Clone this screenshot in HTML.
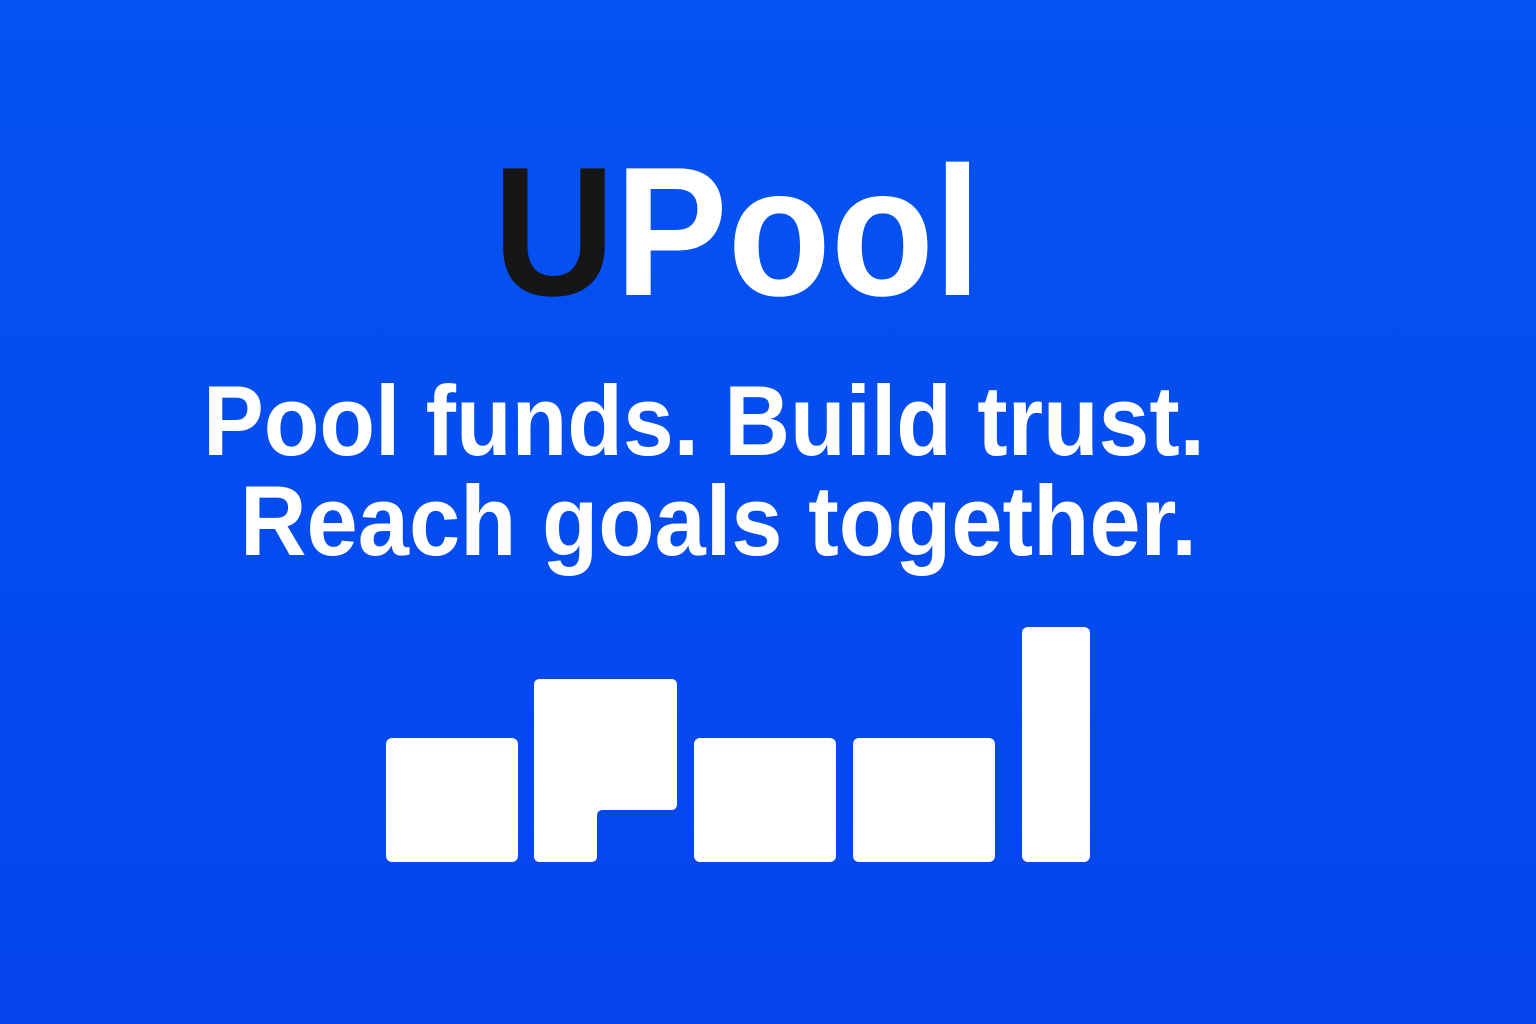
<!DOCTYPE html>
<html><head><meta charset="utf-8"><style>
html,body{margin:0;padding:0}
body{width:1536px;height:1024px;overflow:hidden;background:linear-gradient(180deg,#0553f2 0%,#044bef 60%,#0444ee 100%)}
svg{position:absolute;left:0;top:0}
text{font-family:"Liberation Sans",sans-serif;font-weight:bold}
</style></head><body>
<svg width="1536" height="1024" viewBox="0 0 1536 1024">
<text x="493" y="295" font-size="184" textLength="488" lengthAdjust="spacingAndGlyphs" fill="#fff"><tspan fill="#161616">U</tspan>Pool</text>
<text x="203" y="455" font-size="99" textLength="1002" lengthAdjust="spacingAndGlyphs" fill="#fff">Pool funds. Build trust.</text>
<text x="240" y="555" font-size="99" textLength="957" lengthAdjust="spacingAndGlyphs" fill="#fff">Reach goals together.</text>
<g fill="#fff">
<rect x="386" y="738" width="132" height="124" rx="6"/>
<path d="M540 679 H671 Q677 679 677 685 V804 Q677 810 671 810 H603 Q597 810 597 816 V856 Q597 862 591 862 H540 Q534 862 534 856 V685 Q534 679 540 679 Z"/>
<rect x="694" y="738" width="142" height="124" rx="6"/>
<rect x="853" y="738" width="142" height="124" rx="6"/>
<rect x="1022" y="627" width="68" height="235" rx="6"/>
</g>
</svg>
</body></html>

* [REQUIREMENTS] Copy out all of the data word for word. Do not carry over any picture.

* [FULL RESPONSE]
Clone this screenshot in HTML.
<!DOCTYPE html>
<html><head><meta charset="utf-8"><style>
html,body{margin:0;padding:0}
body{width:1536px;height:1024px;overflow:hidden;background:linear-gradient(180deg,#0553f2 0%,#044bef 60%,#0444ee 100%)}
svg{position:absolute;left:0;top:0}
text{font-family:"Liberation Sans",sans-serif;font-weight:bold}
</style></head><body>
<svg width="1536" height="1024" viewBox="0 0 1536 1024">
<text x="493" y="295" font-size="184" textLength="488" lengthAdjust="spacingAndGlyphs" fill="#fff"><tspan fill="#161616">U</tspan>Pool</text>
<text x="203" y="455" font-size="99" textLength="1002" lengthAdjust="spacingAndGlyphs" fill="#fff">Pool funds. Build trust.</text>
<text x="240" y="555" font-size="99" textLength="957" lengthAdjust="spacingAndGlyphs" fill="#fff">Reach goals together.</text>
<g fill="#fff">
<rect x="386" y="738" width="132" height="124" rx="6"/>
<path d="M540 679 H671 Q677 679 677 685 V804 Q677 810 671 810 H603 Q597 810 597 816 V856 Q597 862 591 862 H540 Q534 862 534 856 V685 Q534 679 540 679 Z"/>
<rect x="694" y="738" width="142" height="124" rx="6"/>
<rect x="853" y="738" width="142" height="124" rx="6"/>
<rect x="1022" y="627" width="68" height="235" rx="6"/>
</g>
</svg>
</body></html>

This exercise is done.